The name of the Şahbuztəpə, made out from the components of the Şah (high, large), buz // bus (in the Turkic languages, "the ledge, the mountain"), təpə "hill" and means "the high mountain", "the hill with the large ledge".

==Historical and archaeological monuments==
===Köhnəgala===
Köhnəgala - the settlement of the Middle Ages, near the Shahbuzkand village in the Shahbuz rayon. It was registered in 1990. Its area is more than 10 hectares. It is surrounded on all sides by steep cliffs. During archaeological researches were found the fragments of pottery. The remains of a stone wall on the south-eastern part of Köhnəqala is observed from a distance of 150 m. Surface materials consists, from the iron things (most likely a knife blade), the products of unglazed (pot, kettle-type containers etc.) and glazed (bowl, plate-type containers, lamp etc.) ceramic, fragments of glass.

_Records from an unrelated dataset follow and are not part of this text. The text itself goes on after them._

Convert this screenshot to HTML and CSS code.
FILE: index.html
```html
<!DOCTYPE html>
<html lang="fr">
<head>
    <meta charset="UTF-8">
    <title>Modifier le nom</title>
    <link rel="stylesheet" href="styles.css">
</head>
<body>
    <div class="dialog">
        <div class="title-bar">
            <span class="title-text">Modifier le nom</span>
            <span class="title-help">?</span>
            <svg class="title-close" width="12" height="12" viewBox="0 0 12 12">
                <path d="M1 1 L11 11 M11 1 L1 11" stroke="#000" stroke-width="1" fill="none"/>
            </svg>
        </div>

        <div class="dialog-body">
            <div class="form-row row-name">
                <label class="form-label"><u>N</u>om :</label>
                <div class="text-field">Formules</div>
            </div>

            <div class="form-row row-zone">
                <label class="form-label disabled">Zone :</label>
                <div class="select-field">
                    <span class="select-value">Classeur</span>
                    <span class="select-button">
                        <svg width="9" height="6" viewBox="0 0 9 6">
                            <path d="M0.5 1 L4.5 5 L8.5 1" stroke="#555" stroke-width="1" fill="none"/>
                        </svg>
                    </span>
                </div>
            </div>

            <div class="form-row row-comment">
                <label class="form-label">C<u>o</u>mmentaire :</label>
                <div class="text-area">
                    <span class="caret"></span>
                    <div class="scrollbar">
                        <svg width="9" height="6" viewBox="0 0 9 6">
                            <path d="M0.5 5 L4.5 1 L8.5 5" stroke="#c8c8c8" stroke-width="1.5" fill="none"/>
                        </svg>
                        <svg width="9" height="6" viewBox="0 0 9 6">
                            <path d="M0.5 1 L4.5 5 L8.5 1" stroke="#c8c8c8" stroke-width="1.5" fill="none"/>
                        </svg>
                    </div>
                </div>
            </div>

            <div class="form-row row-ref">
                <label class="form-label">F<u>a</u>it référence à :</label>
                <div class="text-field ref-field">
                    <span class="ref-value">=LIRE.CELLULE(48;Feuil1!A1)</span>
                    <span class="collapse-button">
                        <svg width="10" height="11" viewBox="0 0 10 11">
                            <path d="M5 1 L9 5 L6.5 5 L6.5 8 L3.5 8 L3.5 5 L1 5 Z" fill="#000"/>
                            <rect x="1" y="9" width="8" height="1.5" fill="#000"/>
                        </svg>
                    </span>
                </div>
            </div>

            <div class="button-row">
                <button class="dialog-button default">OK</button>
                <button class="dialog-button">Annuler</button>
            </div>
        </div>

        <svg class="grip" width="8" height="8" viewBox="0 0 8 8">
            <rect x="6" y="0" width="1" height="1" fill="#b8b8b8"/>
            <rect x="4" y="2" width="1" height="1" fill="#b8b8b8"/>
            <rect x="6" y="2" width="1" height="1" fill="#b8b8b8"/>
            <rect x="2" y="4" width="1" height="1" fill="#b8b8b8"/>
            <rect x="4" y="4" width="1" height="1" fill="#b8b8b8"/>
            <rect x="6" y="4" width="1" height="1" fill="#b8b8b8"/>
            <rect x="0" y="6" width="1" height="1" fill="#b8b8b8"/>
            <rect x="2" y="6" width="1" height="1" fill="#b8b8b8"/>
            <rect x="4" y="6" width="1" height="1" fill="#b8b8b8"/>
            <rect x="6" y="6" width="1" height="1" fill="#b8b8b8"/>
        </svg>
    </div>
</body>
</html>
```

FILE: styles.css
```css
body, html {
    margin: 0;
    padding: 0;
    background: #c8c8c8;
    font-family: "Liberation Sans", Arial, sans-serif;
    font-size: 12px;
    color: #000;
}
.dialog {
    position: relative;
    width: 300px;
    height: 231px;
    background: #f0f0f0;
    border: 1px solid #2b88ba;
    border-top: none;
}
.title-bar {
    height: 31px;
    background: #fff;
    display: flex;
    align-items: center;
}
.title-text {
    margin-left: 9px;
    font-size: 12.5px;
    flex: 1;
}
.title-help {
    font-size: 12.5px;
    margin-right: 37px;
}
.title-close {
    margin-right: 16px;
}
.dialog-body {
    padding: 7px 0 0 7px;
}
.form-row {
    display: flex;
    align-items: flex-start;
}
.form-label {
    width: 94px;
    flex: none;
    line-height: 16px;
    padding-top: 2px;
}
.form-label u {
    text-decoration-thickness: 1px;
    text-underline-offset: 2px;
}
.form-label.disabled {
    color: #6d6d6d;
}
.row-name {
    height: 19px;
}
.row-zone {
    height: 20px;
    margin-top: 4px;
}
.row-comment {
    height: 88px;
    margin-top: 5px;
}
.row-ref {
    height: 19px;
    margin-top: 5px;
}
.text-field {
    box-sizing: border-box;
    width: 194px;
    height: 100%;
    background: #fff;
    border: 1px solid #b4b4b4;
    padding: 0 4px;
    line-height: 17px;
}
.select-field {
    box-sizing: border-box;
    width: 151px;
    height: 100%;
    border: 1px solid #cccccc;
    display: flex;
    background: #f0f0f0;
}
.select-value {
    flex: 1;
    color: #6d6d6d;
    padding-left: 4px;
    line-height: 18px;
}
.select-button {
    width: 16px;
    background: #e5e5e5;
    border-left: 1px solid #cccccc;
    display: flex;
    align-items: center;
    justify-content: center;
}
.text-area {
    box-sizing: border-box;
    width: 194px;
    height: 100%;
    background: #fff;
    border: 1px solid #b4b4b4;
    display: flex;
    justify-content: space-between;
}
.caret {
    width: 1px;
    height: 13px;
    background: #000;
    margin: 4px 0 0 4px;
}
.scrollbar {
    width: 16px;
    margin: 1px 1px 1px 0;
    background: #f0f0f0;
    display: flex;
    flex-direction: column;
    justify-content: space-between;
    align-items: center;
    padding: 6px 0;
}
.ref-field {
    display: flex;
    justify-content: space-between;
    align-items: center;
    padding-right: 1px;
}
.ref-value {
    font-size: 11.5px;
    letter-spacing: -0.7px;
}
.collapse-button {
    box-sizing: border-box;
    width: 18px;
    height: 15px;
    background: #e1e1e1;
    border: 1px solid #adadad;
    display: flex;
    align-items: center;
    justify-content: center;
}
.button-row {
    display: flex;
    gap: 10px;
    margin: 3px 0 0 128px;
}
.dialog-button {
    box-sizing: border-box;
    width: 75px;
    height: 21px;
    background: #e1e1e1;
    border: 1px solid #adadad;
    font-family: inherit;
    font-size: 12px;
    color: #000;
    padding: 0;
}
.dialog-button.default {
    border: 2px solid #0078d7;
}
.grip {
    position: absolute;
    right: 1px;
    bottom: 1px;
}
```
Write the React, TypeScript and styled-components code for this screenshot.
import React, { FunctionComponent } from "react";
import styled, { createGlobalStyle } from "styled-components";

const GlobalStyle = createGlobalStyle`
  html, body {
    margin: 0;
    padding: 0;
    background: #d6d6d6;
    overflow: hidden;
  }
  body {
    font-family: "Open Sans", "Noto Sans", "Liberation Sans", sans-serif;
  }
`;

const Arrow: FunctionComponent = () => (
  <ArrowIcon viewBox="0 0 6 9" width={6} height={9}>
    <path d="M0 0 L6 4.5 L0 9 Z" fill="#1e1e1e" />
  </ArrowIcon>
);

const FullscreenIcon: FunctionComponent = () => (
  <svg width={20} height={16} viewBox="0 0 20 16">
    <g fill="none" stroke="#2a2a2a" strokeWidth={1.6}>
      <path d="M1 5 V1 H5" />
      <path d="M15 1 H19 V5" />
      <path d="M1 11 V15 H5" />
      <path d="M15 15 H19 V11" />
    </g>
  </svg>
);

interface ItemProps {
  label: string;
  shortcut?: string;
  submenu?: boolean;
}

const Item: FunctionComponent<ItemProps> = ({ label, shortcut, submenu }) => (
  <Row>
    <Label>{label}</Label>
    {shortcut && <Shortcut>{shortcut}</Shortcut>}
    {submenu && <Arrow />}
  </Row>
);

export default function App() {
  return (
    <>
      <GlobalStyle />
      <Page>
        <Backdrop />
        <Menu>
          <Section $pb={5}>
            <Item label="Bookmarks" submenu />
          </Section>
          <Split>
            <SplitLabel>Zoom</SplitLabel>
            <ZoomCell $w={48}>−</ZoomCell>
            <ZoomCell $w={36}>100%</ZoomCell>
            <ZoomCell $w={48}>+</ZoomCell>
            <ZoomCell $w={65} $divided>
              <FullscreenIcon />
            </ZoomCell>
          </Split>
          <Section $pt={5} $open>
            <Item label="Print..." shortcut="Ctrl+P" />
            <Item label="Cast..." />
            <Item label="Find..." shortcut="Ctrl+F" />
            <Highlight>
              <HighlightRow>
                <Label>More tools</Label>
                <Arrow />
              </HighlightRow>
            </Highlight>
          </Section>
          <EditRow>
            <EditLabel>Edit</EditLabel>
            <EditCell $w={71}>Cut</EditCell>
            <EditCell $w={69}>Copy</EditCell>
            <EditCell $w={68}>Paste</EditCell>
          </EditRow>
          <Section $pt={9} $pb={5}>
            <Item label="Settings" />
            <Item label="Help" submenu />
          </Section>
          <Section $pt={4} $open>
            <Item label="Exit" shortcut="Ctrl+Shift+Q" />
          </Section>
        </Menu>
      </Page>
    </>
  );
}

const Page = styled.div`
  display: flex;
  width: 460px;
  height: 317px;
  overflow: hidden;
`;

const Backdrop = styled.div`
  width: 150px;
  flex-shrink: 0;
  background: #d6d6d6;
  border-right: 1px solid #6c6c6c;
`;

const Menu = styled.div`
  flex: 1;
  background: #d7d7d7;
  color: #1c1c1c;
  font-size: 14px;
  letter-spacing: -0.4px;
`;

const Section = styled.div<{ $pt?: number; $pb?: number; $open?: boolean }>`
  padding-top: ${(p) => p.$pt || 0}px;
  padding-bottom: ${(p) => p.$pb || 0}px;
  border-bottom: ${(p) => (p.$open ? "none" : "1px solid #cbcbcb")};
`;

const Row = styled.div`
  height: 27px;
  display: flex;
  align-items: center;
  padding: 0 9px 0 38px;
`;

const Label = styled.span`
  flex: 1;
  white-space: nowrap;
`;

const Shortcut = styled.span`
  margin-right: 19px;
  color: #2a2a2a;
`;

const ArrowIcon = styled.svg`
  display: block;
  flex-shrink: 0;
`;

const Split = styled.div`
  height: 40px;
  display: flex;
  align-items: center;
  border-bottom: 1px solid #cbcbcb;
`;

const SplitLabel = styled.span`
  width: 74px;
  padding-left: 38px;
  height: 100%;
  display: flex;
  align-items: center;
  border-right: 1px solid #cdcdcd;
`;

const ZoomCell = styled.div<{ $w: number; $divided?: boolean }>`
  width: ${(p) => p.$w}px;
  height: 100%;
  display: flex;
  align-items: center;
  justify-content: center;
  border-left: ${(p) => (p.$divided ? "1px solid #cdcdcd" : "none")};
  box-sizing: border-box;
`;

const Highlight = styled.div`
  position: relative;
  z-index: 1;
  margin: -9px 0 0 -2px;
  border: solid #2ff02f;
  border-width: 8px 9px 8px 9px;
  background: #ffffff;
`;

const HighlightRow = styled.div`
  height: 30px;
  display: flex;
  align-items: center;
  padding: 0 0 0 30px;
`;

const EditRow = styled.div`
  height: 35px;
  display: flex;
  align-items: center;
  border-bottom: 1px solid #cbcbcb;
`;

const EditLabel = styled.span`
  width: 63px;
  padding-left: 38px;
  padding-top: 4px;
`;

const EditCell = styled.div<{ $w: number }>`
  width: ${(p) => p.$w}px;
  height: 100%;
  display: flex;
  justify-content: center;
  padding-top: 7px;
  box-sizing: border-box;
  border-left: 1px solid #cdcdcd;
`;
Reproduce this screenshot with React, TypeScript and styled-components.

The settlement belongs to the 14th-18th centuries.

===Shahbuzkand Necropolis===
Shahbuzkand Necropolis - the archaeological monument of the Middle Ages in the territory of the Sahbuzkənd village. The head and chest stones of the Muslim cemetery are destroyed. According to the gravestone ram figures in the cemetery, it is supposed that the monument belongs to the 15th-16th centuries.